The annual ItAIS conference is the major annual event of the Italian Information System community and is thought of as a forum to enable discussions and experience exchanges among researchers in the field, from both academy and industry.

The fifth edition (ItAIS 2008) has been held in Paris – the previous editions took place in Venice on 2007, in Milan on 2006, in Verona on 2005 and in Naples on 2004.

ItAIS 2008 gave the possibility to bring together researchers, scientists, engineers, and scholar students to exchange and share their experiences, new ideas, and research results about all aspects of intelligent systems, and discuss the practical challenges encountered and the solutions adopted. The conference included ten tracks:

  1. 1.

    e-services in public and private sectors;

  2. 2.

    governance, metrics and economics of IT;

  3. 3.

    information and knowledge management;

  4. 4.

    IS development and design methodologies;

  5. 5.

    IS theory and research methodologies;

  6. 6.

    legal and ethical aspects of IS;

  7. 7.

    new themes and frontiers in IS studies;

  8. 8.

    organizational change and impact of IT;

  9. 9.

    human computer interaction; and

  10. 10.

    strategic role of IS.

The successful level of participation that had been registered in the previous editions has been repeated at ItAIS 2008, which attracted 113 submissions from Italian and foreign researchers. Among them, 87 contributions were accepted for presentation at the conference. The conference took place at the European School of Management in Paris on December 13-14, 2008 and was organized in five parallel sessions, held in the afternoon of first day and in the morning of second one.

The following three contributions we are offering in this special section were selected as ItAIS 2008 best papers for the track “Legal and ethical aspects of IS.”

Ugo Pagallo’s paper “Ethics among peers: file sharing on the internet between openness and precaution” deals with file sharing over the net within P2P systems. Starting from a multidisciplinary approach (including network theory, law, and ethics), Pagallo suggests to overcome the polarization of today’s debate on P2P systems by defining a fair balance between the principle of precaution and the principle of openness. Indeed, from one side (i.e. censors), there are some serious problems afflicting this technology as with copyright claims, threats to creativity and innovation, issues of connectivity, or the free riding phenomenon. On the other side (i.e. supporters of this new paradigm), there are the many ways in which these systems promote free participation and collaboration, and support new forms of producing goods cooperatively through highly decentralized or distributed forms of networks. According to the author, application of a “fair balance” among the various fundamental interests involved in the evolution of these systems suggests checking the principle of precaution in connection with the principle of openness and the “levels of evidence” required by the former principle. Pagallo concludes that threats arising from these file sharing applications-systems should not be a pretext to limit freedom of research, speech, or the right “freely to participate in the cultural life of the community,” as granted by the Universal Declaration of Human Rights from 1948.
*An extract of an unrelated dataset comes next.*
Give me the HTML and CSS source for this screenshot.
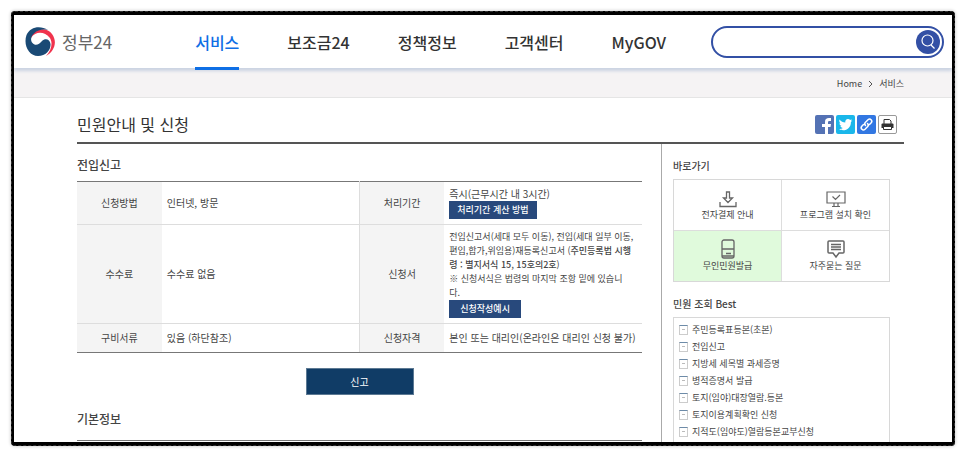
FILE: index.html
```html
<!DOCTYPE html>
<html lang="ko">
<head>
    <meta charset="UTF-8">
    <meta name="viewport" content="width=device-width, initial-scale=1.0">
    <title>정부24 - 민원안내 및 신청</title>
    <link rel="stylesheet" href="styles.css">
</head>
<body>
    <div class="frame">
        <div class="page">
            <header class="header">
                <a class="logo" href="#">
                    <svg viewBox="0 0 30 30" width="30" height="30" aria-hidden="true">
                        <path fill="#f0334d" d="M6 9C11 0 23 1 27 7c6 8 2 18-6 22 6-6 7-14 3.500-18.500C20 5 11 3.500 6 11z"/>
                        <path fill="#1a4a75" d="M23 3C15-2 5 0 1.500 8-2 18 4 29 13 29c8 0 13-6 12.500-12-.5-5-5.500-6-8.500-3-3 4-7 5-9.500 2C5 13 6 9 9 6.500 13 2.500 18 2 23 3z"/>
                    </svg>
                    <span>정부24</span>
                </a>
                <nav class="nav">
                    <a class="active" href="#">서비스</a>
                    <a href="#">보조금24</a>
                    <a href="#">정책정보</a>
                    <a href="#">고객센터</a>
                    <a href="#">MyGOV</a>
                </nav>
                <form class="search">
                    <input type="search" aria-label="검색어">
                    <button type="button" aria-label="검색">
                        <svg viewBox="0 0 24 24" width="24" height="24" fill="none" stroke="#fff" stroke-width="1.2">
                            <circle cx="11.5" cy="10.5" r="5.5"/>
                            <path d="M15 15l3.500 3.500"/>
                        </svg>
                    </button>
                </form>
            </header>

            <div class="breadcrumb">
                <a href="#">Home</a>
                <svg viewBox="0 0 5 8" width="5" height="8" fill="none" stroke="#555" aria-hidden="true"><path d="M1 1l3 3-3 3"/></svg>
                <a href="#">서비스</a>
            </div>

            <div class="container">
                <div class="page-title">
                    <h1>민원안내 및 신청</h1>
                    <div class="share">
                        <a class="facebook" href="#" aria-label="페이스북">
                            <svg viewBox="0 0 19 19" width="19" height="19"><path fill="#fff" d="M10 19v-7H7V9h3V7c0-3 1.500-4 4-4h2v3h-1.500C13.300 6 13 6.500 13 7.500V9h3l-.5 3H13v7z"/></svg>
                        </a>
                        <a class="twitter" href="#" aria-label="트위터">
                            <svg viewBox="0 0 19 19" width="19" height="19"><path fill="#fff" d="M3.500 4.500C5 6.500 7 7.500 9.300 7.600 8.900 5.500 10.300 4 12 4c.9 0 1.600.4 2.100.9l1.700-.7-1 1.600 1.500-.4-1.400 1.500c.2 5-3.500 8.400-7.700 8.400-1.700 0-3-.4-4.200-1.200 1.500.1 2.900-.3 3.900-1.100-1.300-.1-2.200-.9-2.500-2l1.200-.1C4.200 10.500 3.500 9.500 3.500 8.200l1.200.3C3.400 7.500 3 6 3.500 4.500z"/></svg>
                        </a>
                        <a class="link" href="#" aria-label="주소 복사">
                            <svg viewBox="0 0 19 19" width="19" height="19" fill="none" stroke="#fff" stroke-width="1.5" stroke-linecap="round"><path d="M8.500 10.500c-1-1-.9-2.400 0-3.300L11 4.800c2.200-2 5 .8 3.200 3L12.500 9.500M10.500 8.500c1 1 .9 2.400 0 3.300L8 14.200c-2.200 2-5-.8-3.200-3L6.500 9.500"/></svg>
                        </a>
                        <a class="print" href="#" aria-label="인쇄">
                            <svg viewBox="0 0 17 17" width="17" height="17"><path fill="#fff" stroke="#333" d="M5 8V3.500h5.500l1.500 1.500V8"/><path fill="#333" d="M3.500 7.500h10q1 0 1 1V12h-12V8.500q0-1 1-1z"/><path fill="#fff" stroke="#333" d="M4.500 10.500h8v3h-8z"/></svg>
                        </a>
                    </div>
                </div>

                <div class="columns">
                    <main class="main">
                        <h2>전입신고</h2>
                        <table class="info">
                            <colgroup>
                                <col class="col-label"><col class="col-value"><col class="col-label"><col class="col-value">
                            </colgroup>
                            <tr>
                                <th scope="row">신청방법</th>
                                <td>인터넷, 방문</td>
                                <th scope="row">처리기간</th>
                                <td>즉시(근무시간 내 3시간)<br><button class="btn-small" type="button">처리기간 계산 방법</button></td>
                            </tr>
                            <tr>
                                <th scope="row">수수료</th>
                                <td>수수료 없음</td>
                                <th scope="row">신청서</th>
                                <td class="forms">전입신고서(세대 모두 이동), 전입(세대 일부 이동,<br>편입,합가,위임용)재등록신고서 (<b>주민등록법 시행<br>령 : 별지서식 15, 15호의2호</b>)<br>※ 신청서식은 법령의 마지막 조항 밑에 있습니<br>다.<br><button class="btn-small" type="button">신청작성예시</button></td>
                            </tr>
                            <tr>
                                <th scope="row">구비서류</th>
                                <td>있음 (하단참조)</td>
                                <th scope="row">신청자격</th>
                                <td>본인 또는 대리인(온라인은 대리인 신청 불가)</td>
                            </tr>
                        </table>
                        <button class="btn-apply" type="button">신고</button>
                        <h2 class="basic">기본정보</h2>
                    </main>

                    <aside class="side">
                        <h3>바로가기</h3>
                        <div class="shortcuts">
                            <a href="#">
                                <svg viewBox="0 0 20 18" width="20" height="18" fill="none" stroke="#666" stroke-width="1.3"><path d="M2 12v4.500h16V12M8.500 2h3v6h3L10 12.500 5.500 8h3z"/></svg>
                                전자결제 안내
                            </a>
                            <a href="#">
                                <svg viewBox="0 0 20 18" width="20" height="18" fill="none" stroke="#666" stroke-width="1.2"><path d="M1 2h18v11H1zM8 13v3M12 13v3M6 16.500h8M6.500 6.500l3 3 4.500-4.500"/></svg>
                                프로그램 설치 확인
                            </a>
                            <a class="on" href="#">
                                <svg viewBox="0 0 20 20" width="20" height="20" fill="none" stroke="#666" stroke-width="1.3"><rect x="4" y="1" width="12" height="18" rx="2"/><path d="M4 10h12M8 14.500h5M4 17h12"/></svg>
                                무인민원발급
                            </a>
                            <a href="#">
                                <svg viewBox="0 0 20 20" width="20" height="20" fill="none" stroke="#666" stroke-width="1.5"><path d="M3 2h14q1 0 1 1v10q0 1-1 1h-4l-3 4-3-4H3q-1 0-1-1V3q0-1 1-1zM5 5.500h10M5 8h10M5 10.500h10"/></svg>
                                자주묻는 질문
                            </a>
                        </div>
                        <h3>민원 조회 Best</h3>
                        <ul class="best">
                            <li><a href="#">주민등록표등본(초본)</a></li>
                            <li><a href="#">전입신고</a></li>
                            <li><a href="#">지방세 세목별 과세증명</a></li>
                            <li><a href="#">병적증명서 발급</a></li>
                            <li><a href="#">토지(임야)대장열람.등본</a></li>
                            <li><a href="#">토지이용계획확인 신청</a></li>
                            <li><a href="#">지적도(임야도)열람등본교부신청</a></li>
                        </ul>
                    </aside>
                </div>
            </div>
        </div>
    </div>
</body>
</html>
```
FILE: styles.css
```css
* {
    box-sizing: border-box;
}

body {
    margin: 0;
    padding: 11px;
    height: 100vh;
    background-color: #fff;
    color: #444;
    font-family: "Noto Sans CJK KR", "Noto Sans", sans-serif;
    font-size: 10px;
    line-height: 14px;
}

a {
    color: inherit;
    text-decoration: none;
}

button {
    font-family: inherit;
    cursor: pointer;
}

h1, h2, h3 {
    margin: 0;
    font-weight: 500;
}

/* hand-drawn black frame */
.frame {
    position: relative;
    height: 100%;
    border: solid #000;
    border-width: 4px 3px;
    border-radius: 4px;
    box-shadow: 0 0 3px 1px rgba(0, 0, 0, 0.15);
}

.frame::after {
    content: "";
    position: absolute;
    inset: -4px -3px;
    border: 1px dashed #333;
    border-radius: 4px;
    pointer-events: none;
}

.page {
    height: 100%;
    overflow: hidden;
}

.header {
    position: relative;
    display: flex;
    height: 53px;
    padding: 0 8px 0 11px;
    align-items: center;
    background-color: #fff;
    box-shadow: 0 3px 3px #cbd3e2;
}

.logo {
    display: flex;
    flex-shrink: 0;
    align-items: center;
    gap: 7px;
    color: #666;
    font-size: 17px;
    line-height: 24px;
    white-space: nowrap;
}

.nav {
    display: flex;
    align-self: stretch;
    flex-shrink: 0;
    gap: 48px;
    margin: 0 45px 0 83px;
    color: #333;
    font-size: 16px;
    font-weight: 500;
    line-height: 55px;
    white-space: nowrap;
}

.nav .active {
    height: 55px;
    color: #0f6fe5;
    border-bottom: 3px solid #0f6fe5;
}

.search {
    display: flex;
    flex: 1;
    min-width: 0;
    height: 32px;
    padding: 2px;
    align-items: center;
    border: 2px solid #3350a5;
    border-radius: 16px;
}

.search input {
    flex: 1;
    min-width: 0;
    border: 0;
    outline: 0;
    padding: 0 12px;
    background: none;
}

.search button {
    width: 24px;
    height: 24px;
    padding: 0;
    border: 0;
    border-radius: 50%;
    background-color: #3350a5;
}

.breadcrumb {
    display: flex;
    height: 30px;
    padding: 2px 48px 0 0;
    align-items: center;
    justify-content: flex-end;
    gap: 6px;
    background-color: #f5f3f4;
    border-bottom: 1px solid #e5e5e5;
    font-size: 9px;
}

.container {
    padding: 0 48px 0 63px;
}

.page-title {
    display: flex;
    height: 46px;
    padding-top: 8px;
    align-items: center;
    justify-content: space-between;
    border-bottom: 2px solid #555;
}

.page-title h1 {
    color: #333;
    font-size: 16px;
    font-weight: 400;
    line-height: 24px;
}

.share {
    display: flex;
    gap: 2px;
    padding-right: 7px;
}

.share a {
    width: 19px;
    height: 19px;
    border-radius: 2px;
    overflow: hidden;
}

.share svg {
    display: block;
}

.facebook {
    background-color: #5472b4;
}

.twitter {
    background-color: #1ab7ea;
}

.link {
    background-color: #3277e2;
}

.print {
    border: 1px solid #999;
}

.columns {
    display: flex;
    gap: 19px;
}

.main {
    flex: 1;
    min-width: 0;
    padding-top: 11px;
}

.main h2 {
    height: 26px;
    font-size: 12px;
    line-height: 20px;
}

.info {
    width: 100%;
    table-layout: fixed;
    border-collapse: collapse;
    border-top: 1px solid #777;
    border-bottom: 1px solid #777;
}

.col-label {
    width: 15%;
}

.col-value {
    width: 35%;
}

.info th,
.info td {
    padding: 5px 0 5px 5px;
    border-bottom: 1px solid #ddd;
    text-align: left;
}

.info th {
    padding: 6px 0;
    background-color: #f4f4f4;
    font-weight: 400;
    text-align: center;
}

.info tr:last-child th {
    padding: 7px 0;
}

.info tr:last-child th,
.info tr:last-child td {
    border-bottom-color: #777;
}

.info td + th {
    border-left: 1px solid #ddd;
}

.info .forms {
    font-size: 9px;
    white-space: nowrap;
}

.info b {
    font-weight: 500;
}

.btn-small {
    display: inline-block;
    height: 18px;
    padding: 0 8px;
    border: 0;
    background-color: #28497c;
    color: #fff;
    font-size: 9px;
    font-weight: 500;
    line-height: 18px;
    vertical-align: top;
}

.forms .btn-small {
    padding: 0 11px;
}

.btn-apply {
    display: block;
    width: 108px;
    height: 27px;
    margin: 15px auto 14px;
    border: 1px solid #5c7993;
    background-color: #103c66;
    color: #fff;
    font-size: 10px;
}

.main .basic {
    height: 32px;
    border-bottom: 1px solid #777;
}

.side {
    width: 243px;
    padding: 15px 14px 0 11px;
    border-left: 1px solid #aaa;
}

.side h3 {
    margin-bottom: 6px;
    font-size: 10px;
    line-height: 14px;
}

.shortcuts {
    display: grid;
    grid-template-columns: 1fr 1fr;
    gap: 1px;
    margin-bottom: 15px;
    border: 1px solid #d8d8d8;
    background-color: #ddd;
}

.shortcuts a {
    display: flex;
    height: 50px;
    padding-bottom: 8px;
    flex-direction: column;
    align-items: center;
    justify-content: flex-end;
    background-color: #fff;
    font-size: 9px;
}

.shortcuts .on {
    background-color: #e0fadc;
}

.best {
    margin: 0;
    padding: 3px 5px;
    list-style: none;
    border: 1px solid #d8d8d8;
    font-size: 9px;
    line-height: 17px;
}

.best li {
    display: flex;
    align-items: center;
    gap: 4px;
}

.best li::before {
    content: "";
    width: 7px;
    height: 8px;
    border: 1px solid #ccc;
    border-top-color: #6d8ba8;
    background: linear-gradient(#bbb, #bbb) center / 3px 1px no-repeat;
}
```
Edward Howlett Spence’s “The normative structure of information and its communication” starts with the premise that the internet has a global character; the paper thus argues that the normative evaluation of digital information on the internet necessitates an evaluative model that is itself universal and global in character. To this end, the paper demonstrates and supports a universal model for the normative evaluation of information on the internet. Such a universal model comprises two main parts that together seek to show that information is doubly normative:

  1. 1.

    information and internet information specifically, has an inherent normative structure that commits its disseminators to certain mandatory epistemological and ethical commitments; and

  2. 2.

    the negligent or purposeful abuse of information in violation of those commitments is also a violation of universal rights to freedom and wellbeing to which all agents are entitled by virtue of being agents, and in particular informational agents.

Spence finally claims that according to this dual normative model of information it is possible to demonstrate and support the initial thesis of his paper, namely, that the dissemination of internet information due to its global nature commits all informational agents to epistemological and ethical principles which are universally binding.
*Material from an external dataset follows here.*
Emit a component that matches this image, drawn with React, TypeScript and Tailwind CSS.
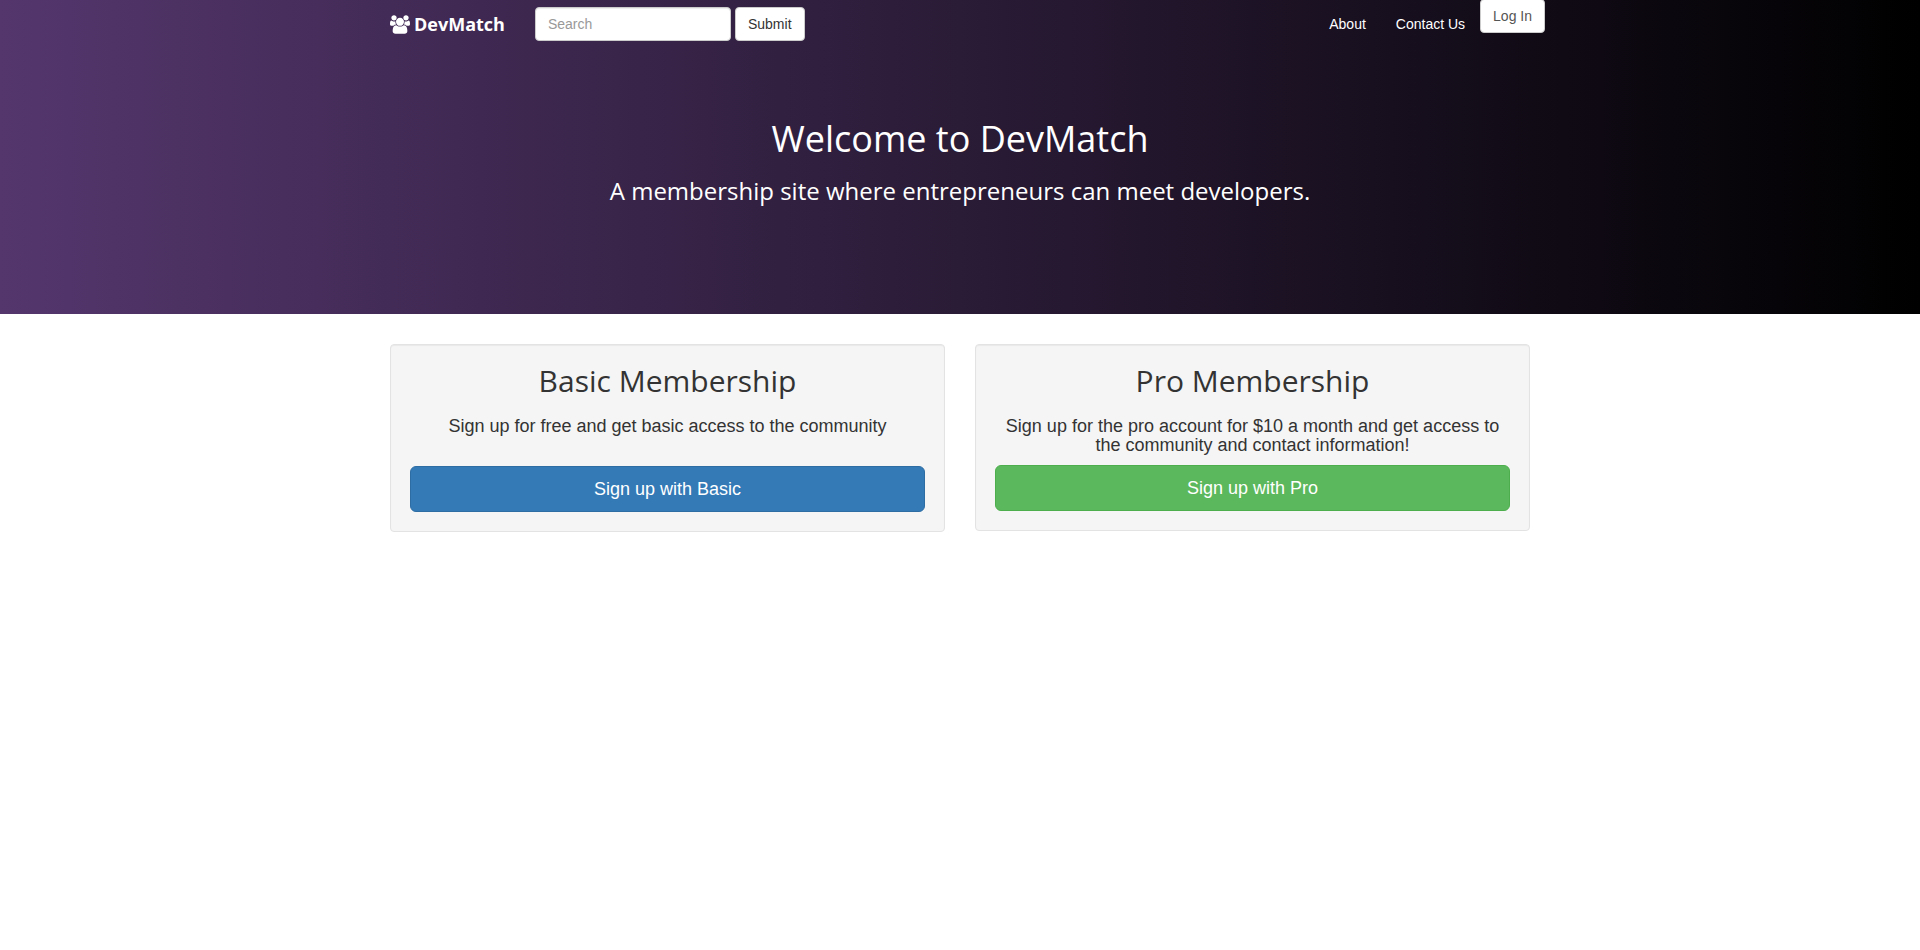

“Customer relationship management information systems (CRM-IS) and the realisation of moral agency” by Christopher Bull and Alison Adam deals with the problem of ethical design of IS. The paper particularly examines how the design of characteristics and use of practices incorporated in CRM-IS impact on the expression and realisation of moral agency within organisations. Bull and Adam found that some characteristics and practices within CRM-IS can restrict the expression and realisation of moral agency in organisational life, resulting in a number of problems. They finally argue for a greater consideration of MacIntyre’s virtue ethics approach which emphasizes the importance of moral goods defined with respect to a community engaged in a “practice;” – which he calls “internal goods” or “goods of excellence” – rather than focusing on practice – independent obligation of a moral agent (deontological ethics) or the consequences of a particular act (utilitarianism). Bull and Adams claim that MacIntyre’s ethical approach would effectively respond to such challenges provided by CRM-IS.

We believe that these three papers provide a fresh approach and a novel standpoint in the growing legal and ethical problems rising from using IS in organizations. In fact, as IS tend to be applied to an ever-increasing number of human activities, more ethical and legal problems for users, IS practitioners and professionals, and policy makers will unfold. In our opinion, these papers rightly argue that these problems need to be dealt with through social cooperativeness, organisational openness, universality of values, and sense of communality.

Finally, we are grateful to the chairs of the ten tracks and the external referees, for their thorough work in reviewing submissions with expertise and patience, and the president and the members of the ItAIS steering committee for their strong support and encouragement in the organization of ItAIS 2008.